Charity targets child blindness
Published: October 13, 2005
A UK charity has pledged to track down and treat 10,000 children in Bangladesh who are blind due to cataracts.
Sight Savers said that cataracts are the biggest cause of childhood blindness in Bangladesh - despite being normally associated with old age in the UK.
On World Sight Day, the charity said that it aimed to treat 10,000 youngsters in the country by 2008, before their chance to see was lost forever.
Sight Savers have already carried out 3,000 operations to remove cataracts and implant an intraocular lens in youngsters’ eyes to help them see.
Actress Joanna Lumley has travelled to Bangladesh to see how the charity is searching every village in the world’s most densely-populated country to find children who may benefit from cataract surgery. She said: “I followed one five-year-old boy to witness his journey from blindness to sight.
“Arif’s family survive on just 40p a day, but even if they had been able to afford treatment, they had no idea that surgery might be able to give their boy sight. I will never forget the moment his bandage came off and he could see for the first time ever.

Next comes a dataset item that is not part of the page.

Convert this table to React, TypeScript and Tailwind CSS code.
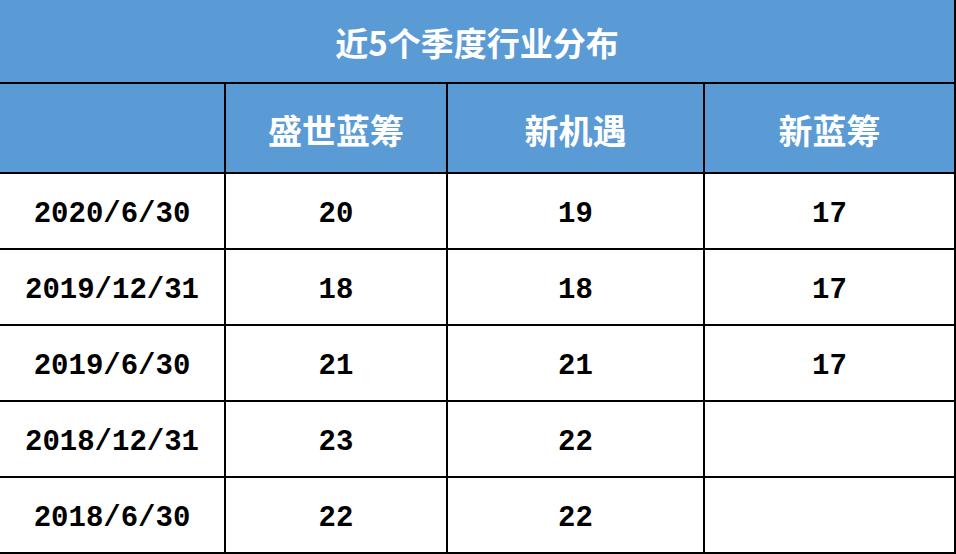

“Now I’m back home, I still can’t quite believe that surgery on a child like Arif can cost as little as £27.”
World Sight Day is hoping to raise awareness of the plight of the 37 million people who are blind around the world. But it is estimated that 75% of these could see with simple, cost-effective interventions.
Dr Caroline Harper, chief executive of Sight Savers International, said: “The poorest countries of the world carry 90% of blindness and every five seconds another person goes blind. Around 60% of children die within a year of going blind and every minute another child loses sight.
“The Bangladesh Child Cataract Campaign aims to transform life for the 10,000 children who are blind through cataracts by giving them the surgery that will enable them to see. The challenge is to find them before it’s too late for the brain to learn how to see.”